● **Data records**:

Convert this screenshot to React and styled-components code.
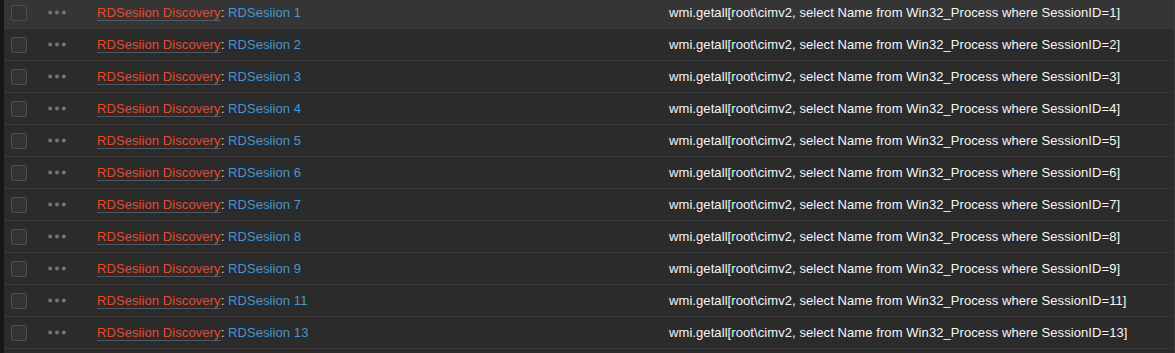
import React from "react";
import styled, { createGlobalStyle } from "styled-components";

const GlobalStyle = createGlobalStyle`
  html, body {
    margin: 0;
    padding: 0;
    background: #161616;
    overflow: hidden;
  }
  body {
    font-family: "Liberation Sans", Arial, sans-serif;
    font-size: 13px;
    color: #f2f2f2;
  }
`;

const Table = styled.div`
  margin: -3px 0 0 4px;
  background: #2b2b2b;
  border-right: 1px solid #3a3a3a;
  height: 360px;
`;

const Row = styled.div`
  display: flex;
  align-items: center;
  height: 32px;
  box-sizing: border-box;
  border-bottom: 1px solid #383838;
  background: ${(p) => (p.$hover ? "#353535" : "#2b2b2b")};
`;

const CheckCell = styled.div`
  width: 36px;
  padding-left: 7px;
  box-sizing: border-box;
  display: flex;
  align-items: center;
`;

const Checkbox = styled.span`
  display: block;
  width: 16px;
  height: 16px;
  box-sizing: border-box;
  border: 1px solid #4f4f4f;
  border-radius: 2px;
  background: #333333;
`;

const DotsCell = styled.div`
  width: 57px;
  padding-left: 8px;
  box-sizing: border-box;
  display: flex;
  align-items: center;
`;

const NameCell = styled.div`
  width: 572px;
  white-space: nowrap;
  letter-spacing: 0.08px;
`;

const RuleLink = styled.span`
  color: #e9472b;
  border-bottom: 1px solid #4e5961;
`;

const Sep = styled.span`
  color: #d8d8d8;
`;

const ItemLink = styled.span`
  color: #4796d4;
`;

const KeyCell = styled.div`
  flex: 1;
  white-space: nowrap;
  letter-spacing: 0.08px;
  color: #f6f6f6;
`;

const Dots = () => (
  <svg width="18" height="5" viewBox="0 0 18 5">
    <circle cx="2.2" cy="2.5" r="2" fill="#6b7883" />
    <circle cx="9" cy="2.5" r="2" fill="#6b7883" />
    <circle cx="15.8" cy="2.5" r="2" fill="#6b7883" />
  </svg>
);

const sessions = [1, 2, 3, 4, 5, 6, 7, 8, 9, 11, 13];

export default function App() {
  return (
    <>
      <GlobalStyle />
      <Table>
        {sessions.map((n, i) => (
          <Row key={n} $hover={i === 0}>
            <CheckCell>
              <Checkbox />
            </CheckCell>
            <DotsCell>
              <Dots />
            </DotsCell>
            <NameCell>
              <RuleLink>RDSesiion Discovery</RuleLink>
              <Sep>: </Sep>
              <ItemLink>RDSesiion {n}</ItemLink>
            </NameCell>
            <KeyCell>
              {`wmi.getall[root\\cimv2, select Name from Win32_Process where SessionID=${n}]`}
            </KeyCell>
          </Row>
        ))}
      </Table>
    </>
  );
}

...

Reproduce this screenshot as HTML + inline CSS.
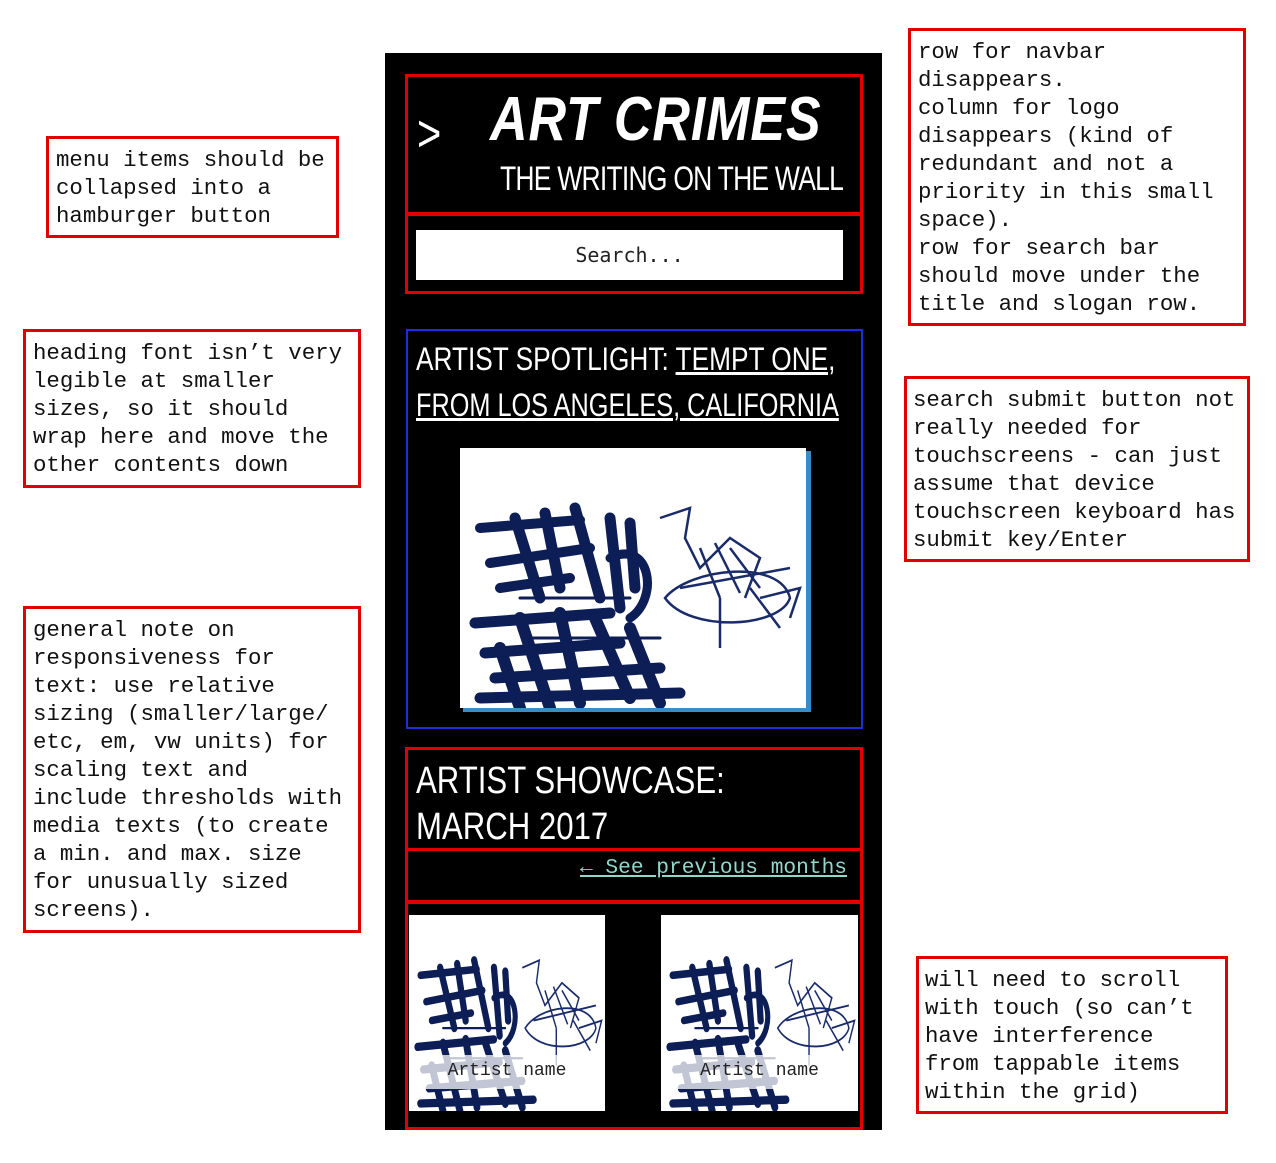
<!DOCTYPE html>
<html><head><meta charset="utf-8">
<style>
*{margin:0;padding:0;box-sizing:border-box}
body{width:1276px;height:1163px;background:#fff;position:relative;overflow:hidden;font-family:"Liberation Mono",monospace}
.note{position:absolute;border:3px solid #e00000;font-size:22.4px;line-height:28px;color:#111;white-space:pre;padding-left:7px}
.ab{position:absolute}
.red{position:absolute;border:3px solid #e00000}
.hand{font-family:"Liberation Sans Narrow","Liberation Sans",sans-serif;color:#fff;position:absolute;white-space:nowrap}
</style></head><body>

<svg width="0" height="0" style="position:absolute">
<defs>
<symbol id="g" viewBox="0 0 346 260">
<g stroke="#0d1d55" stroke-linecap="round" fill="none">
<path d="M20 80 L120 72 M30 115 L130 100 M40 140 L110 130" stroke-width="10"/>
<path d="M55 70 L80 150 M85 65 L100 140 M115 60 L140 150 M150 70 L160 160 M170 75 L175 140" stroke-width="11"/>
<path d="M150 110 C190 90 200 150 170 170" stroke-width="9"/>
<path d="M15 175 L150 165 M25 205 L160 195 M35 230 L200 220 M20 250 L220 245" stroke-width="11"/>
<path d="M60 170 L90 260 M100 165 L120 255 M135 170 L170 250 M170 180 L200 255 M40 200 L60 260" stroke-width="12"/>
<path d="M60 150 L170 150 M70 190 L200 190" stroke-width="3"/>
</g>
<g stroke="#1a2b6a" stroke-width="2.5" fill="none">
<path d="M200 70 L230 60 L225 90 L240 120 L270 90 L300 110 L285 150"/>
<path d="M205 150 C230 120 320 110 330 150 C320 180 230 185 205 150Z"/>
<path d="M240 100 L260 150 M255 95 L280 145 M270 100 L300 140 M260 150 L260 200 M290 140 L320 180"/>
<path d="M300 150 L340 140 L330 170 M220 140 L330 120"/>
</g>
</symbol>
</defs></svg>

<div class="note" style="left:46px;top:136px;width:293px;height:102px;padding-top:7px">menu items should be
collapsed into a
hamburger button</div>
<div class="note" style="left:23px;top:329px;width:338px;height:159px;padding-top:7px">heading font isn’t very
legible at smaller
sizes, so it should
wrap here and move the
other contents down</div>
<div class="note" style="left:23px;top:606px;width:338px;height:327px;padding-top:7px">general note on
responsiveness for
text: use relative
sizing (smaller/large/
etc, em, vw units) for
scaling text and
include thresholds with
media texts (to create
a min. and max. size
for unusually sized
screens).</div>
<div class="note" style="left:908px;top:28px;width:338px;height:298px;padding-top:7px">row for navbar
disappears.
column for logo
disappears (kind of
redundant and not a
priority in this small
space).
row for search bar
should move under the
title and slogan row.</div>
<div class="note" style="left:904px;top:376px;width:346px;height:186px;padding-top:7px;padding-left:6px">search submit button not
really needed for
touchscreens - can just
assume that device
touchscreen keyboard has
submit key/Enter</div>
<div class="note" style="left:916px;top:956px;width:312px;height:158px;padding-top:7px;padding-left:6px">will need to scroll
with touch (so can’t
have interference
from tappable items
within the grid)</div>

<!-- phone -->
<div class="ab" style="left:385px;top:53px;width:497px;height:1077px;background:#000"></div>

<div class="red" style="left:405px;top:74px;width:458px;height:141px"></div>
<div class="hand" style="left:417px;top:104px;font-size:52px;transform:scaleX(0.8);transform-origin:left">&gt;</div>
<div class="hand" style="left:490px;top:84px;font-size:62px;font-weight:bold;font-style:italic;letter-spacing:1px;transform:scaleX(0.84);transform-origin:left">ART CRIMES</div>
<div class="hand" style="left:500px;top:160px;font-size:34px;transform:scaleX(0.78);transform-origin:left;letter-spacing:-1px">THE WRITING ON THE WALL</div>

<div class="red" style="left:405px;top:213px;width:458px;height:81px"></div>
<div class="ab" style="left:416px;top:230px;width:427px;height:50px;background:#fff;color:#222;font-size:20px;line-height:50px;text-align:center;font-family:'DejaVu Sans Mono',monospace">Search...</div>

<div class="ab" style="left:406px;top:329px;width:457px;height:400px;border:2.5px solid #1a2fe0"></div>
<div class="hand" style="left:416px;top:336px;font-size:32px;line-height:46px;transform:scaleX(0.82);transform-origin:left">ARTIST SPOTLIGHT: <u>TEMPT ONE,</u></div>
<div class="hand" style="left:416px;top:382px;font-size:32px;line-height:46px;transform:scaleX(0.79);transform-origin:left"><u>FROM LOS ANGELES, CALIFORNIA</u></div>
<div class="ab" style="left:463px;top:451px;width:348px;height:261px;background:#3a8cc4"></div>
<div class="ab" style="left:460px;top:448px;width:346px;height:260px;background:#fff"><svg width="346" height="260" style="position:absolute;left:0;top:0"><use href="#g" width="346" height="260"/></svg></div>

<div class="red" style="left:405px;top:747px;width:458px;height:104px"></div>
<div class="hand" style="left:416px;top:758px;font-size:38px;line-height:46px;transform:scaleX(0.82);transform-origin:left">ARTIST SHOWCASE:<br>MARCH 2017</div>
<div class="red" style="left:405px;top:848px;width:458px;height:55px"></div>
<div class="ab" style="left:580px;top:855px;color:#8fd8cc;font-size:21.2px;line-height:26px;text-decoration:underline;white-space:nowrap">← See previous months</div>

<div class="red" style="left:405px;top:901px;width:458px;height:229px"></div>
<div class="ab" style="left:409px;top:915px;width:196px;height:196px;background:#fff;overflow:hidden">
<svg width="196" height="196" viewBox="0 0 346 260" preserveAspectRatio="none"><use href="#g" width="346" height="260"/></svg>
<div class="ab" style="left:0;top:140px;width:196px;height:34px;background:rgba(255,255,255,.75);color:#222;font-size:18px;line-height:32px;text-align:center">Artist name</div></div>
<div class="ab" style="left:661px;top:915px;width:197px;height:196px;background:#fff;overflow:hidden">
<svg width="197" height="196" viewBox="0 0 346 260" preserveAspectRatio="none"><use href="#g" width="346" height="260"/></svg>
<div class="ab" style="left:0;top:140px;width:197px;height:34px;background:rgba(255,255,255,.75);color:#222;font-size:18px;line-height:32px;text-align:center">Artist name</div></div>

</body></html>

--

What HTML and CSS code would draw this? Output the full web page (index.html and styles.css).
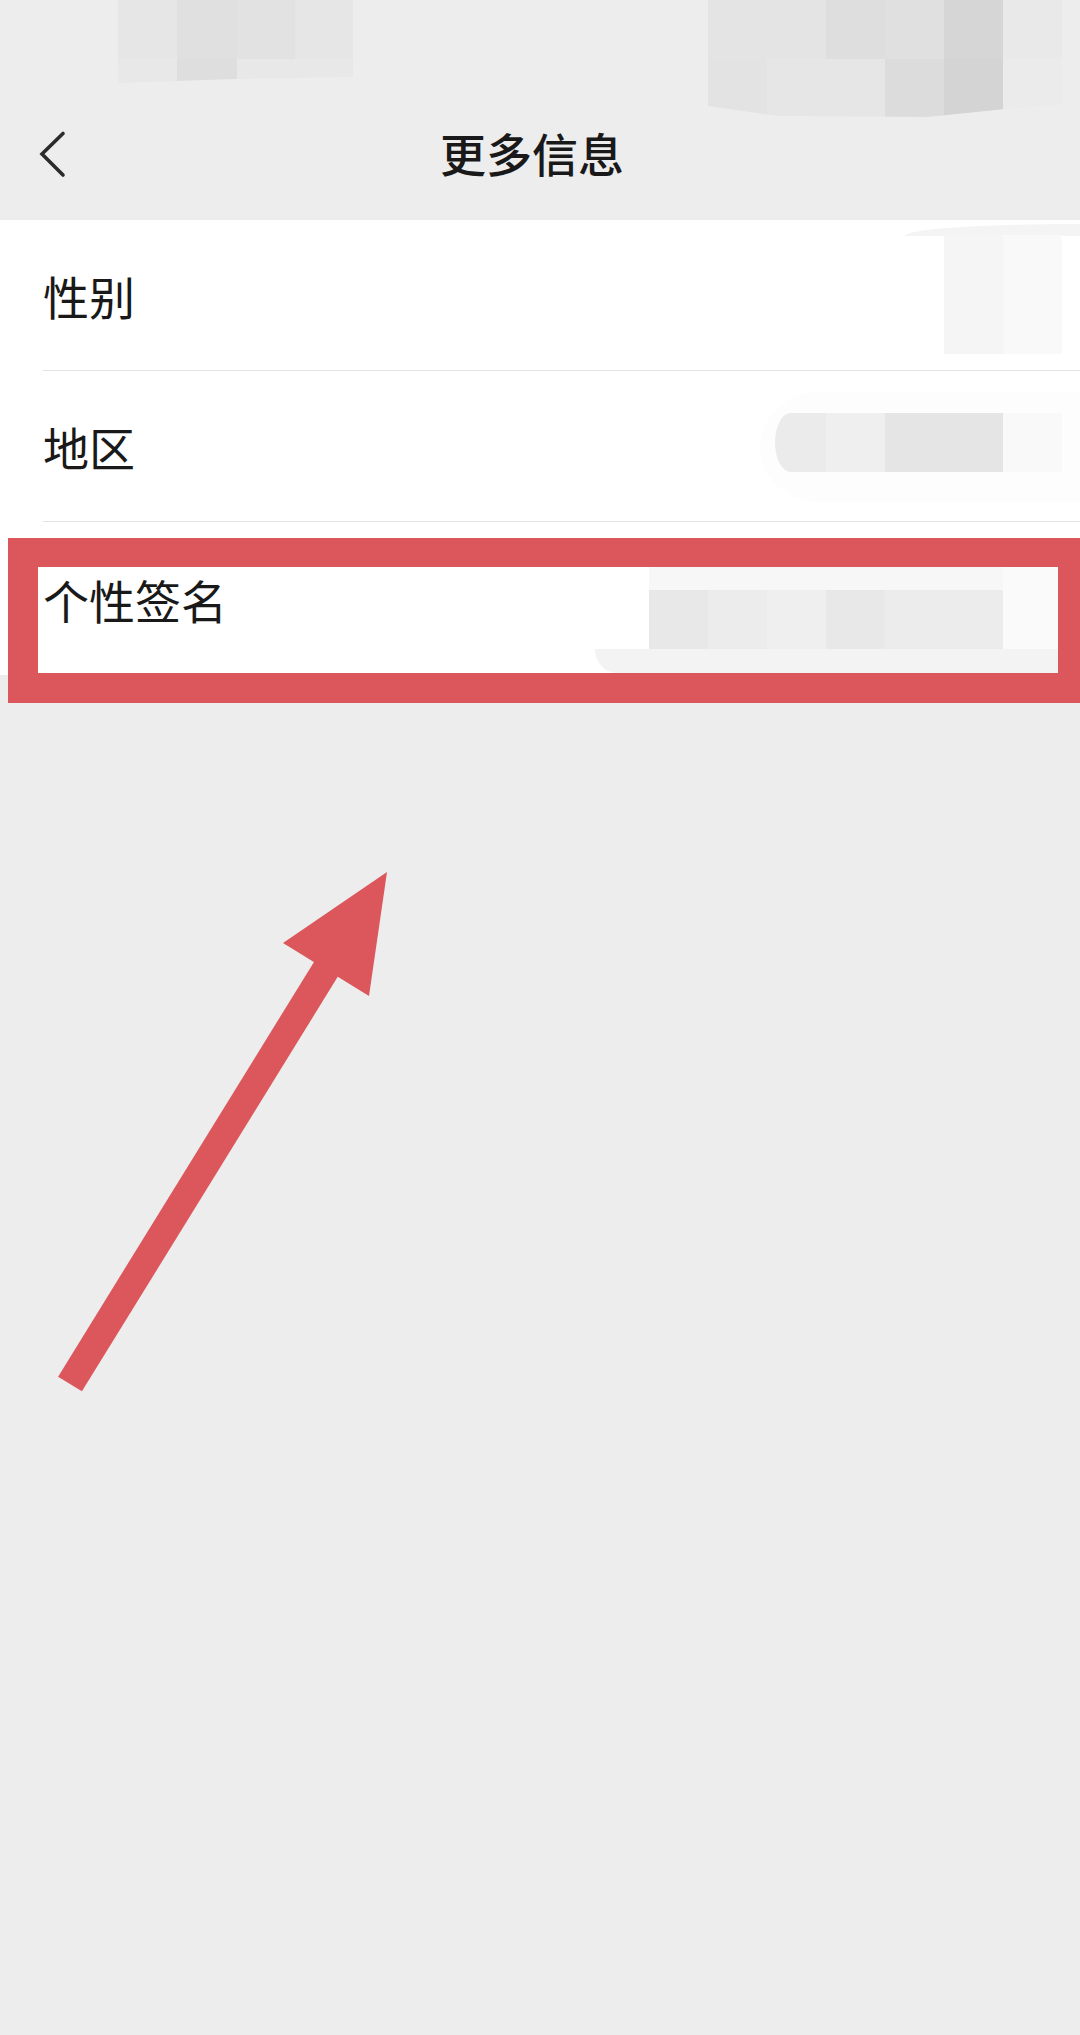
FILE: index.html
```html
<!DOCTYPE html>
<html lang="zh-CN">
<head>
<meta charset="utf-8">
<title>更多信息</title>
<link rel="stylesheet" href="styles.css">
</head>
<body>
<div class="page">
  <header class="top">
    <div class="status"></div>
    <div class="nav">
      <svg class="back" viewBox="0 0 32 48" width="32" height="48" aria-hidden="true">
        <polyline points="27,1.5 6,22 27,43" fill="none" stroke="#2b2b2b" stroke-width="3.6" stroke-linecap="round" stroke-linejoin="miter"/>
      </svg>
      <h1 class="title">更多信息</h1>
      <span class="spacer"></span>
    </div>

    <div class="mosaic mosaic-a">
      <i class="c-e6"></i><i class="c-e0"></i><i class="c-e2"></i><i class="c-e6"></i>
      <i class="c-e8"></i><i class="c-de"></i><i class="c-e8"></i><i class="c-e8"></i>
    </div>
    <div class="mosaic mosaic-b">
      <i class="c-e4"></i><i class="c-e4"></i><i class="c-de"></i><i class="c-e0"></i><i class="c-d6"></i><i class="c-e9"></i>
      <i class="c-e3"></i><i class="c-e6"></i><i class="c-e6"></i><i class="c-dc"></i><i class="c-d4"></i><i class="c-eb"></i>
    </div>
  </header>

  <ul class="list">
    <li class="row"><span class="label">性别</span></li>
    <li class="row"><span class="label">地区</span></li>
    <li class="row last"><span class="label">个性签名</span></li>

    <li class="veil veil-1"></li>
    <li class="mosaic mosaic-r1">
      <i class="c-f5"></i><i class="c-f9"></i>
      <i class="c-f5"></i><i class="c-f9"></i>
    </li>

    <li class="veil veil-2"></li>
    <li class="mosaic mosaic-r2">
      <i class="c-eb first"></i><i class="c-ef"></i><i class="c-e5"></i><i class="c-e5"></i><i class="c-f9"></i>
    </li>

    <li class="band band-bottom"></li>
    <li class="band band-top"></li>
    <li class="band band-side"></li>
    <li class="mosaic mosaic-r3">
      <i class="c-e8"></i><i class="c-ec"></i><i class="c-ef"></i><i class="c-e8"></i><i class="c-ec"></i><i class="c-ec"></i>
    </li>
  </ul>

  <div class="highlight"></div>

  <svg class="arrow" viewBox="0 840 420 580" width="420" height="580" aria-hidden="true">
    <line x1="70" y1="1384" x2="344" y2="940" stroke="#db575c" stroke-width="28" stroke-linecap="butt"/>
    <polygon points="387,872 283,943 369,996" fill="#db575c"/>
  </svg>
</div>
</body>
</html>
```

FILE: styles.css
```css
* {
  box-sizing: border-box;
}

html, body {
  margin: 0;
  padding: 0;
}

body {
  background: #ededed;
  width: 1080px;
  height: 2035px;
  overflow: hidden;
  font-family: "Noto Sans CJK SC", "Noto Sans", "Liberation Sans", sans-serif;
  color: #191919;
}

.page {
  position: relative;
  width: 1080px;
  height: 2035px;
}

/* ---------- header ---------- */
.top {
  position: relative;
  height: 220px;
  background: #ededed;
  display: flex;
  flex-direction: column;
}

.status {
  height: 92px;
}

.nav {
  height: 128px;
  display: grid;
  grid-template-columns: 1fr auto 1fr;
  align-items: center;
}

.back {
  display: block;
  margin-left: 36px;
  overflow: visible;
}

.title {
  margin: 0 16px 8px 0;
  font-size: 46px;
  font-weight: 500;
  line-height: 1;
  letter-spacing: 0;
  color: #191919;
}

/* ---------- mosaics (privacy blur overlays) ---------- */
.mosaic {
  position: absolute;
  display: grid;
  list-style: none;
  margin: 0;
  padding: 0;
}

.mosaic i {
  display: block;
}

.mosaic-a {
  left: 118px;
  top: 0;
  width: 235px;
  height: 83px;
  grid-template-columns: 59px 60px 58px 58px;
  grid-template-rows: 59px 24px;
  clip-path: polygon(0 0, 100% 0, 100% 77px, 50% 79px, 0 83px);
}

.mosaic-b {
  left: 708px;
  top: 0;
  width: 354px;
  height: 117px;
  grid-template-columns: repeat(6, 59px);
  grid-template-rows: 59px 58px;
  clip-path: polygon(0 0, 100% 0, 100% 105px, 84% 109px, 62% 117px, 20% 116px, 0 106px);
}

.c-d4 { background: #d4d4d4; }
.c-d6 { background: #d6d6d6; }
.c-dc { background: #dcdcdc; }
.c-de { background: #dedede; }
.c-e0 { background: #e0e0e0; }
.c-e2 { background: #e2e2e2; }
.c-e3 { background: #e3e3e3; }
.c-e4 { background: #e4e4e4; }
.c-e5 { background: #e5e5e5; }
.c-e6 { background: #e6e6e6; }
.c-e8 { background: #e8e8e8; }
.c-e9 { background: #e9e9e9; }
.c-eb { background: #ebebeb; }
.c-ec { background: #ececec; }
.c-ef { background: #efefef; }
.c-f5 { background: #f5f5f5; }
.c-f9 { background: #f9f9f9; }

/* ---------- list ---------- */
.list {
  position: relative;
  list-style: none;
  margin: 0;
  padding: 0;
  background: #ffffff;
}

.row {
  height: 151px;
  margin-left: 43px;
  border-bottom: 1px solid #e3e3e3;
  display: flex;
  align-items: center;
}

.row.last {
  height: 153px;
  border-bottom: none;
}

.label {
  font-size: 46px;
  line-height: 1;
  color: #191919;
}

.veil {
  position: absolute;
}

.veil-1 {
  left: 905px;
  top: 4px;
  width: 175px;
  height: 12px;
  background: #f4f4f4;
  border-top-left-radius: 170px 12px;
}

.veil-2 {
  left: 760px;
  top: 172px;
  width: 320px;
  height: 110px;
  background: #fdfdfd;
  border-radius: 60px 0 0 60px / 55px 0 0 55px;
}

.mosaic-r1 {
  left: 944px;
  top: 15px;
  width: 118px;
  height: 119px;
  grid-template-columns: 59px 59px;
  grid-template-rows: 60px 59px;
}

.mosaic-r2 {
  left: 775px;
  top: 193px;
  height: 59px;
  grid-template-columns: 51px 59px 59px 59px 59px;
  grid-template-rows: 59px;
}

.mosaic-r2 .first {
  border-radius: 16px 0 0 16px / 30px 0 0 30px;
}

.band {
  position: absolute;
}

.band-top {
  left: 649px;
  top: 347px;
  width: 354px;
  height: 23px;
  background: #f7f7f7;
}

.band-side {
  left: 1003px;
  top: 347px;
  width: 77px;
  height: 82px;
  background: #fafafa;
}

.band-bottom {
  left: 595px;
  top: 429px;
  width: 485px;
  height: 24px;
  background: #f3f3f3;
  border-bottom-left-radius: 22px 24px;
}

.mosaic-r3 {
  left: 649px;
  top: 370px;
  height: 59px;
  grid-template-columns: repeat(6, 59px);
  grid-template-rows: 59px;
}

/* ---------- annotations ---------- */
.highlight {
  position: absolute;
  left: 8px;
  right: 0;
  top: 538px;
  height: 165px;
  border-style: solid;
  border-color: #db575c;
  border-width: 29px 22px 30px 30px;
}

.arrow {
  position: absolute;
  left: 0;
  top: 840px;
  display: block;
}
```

● **Required work**: From the records above, extract the lines from the one holding "Reproduce this screenshot" through the one holding "</style></head><body>", word for word; omit the pictures.

● **Expected answer**:
Reproduce this screenshot as HTML + inline CSS.
<!DOCTYPE html>
<html><head><meta charset="utf-8">
<style>
*{margin:0;padding:0;box-sizing:border-box}
body{width:1276px;height:1163px;background:#fff;position:relative;overflow:hidden;font-family:"Liberation Mono",monospace}
.note{position:absolute;border:3px solid #e00000;font-size:22.4px;line-height:28px;color:#111;white-space:pre;padding-left:7px}
.ab{position:absolute}
.red{position:absolute;border:3px solid #e00000}
.hand{font-family:"Liberation Sans Narrow","Liberation Sans",sans-serif;color:#fff;position:absolute;white-space:nowrap}
</style></head><body>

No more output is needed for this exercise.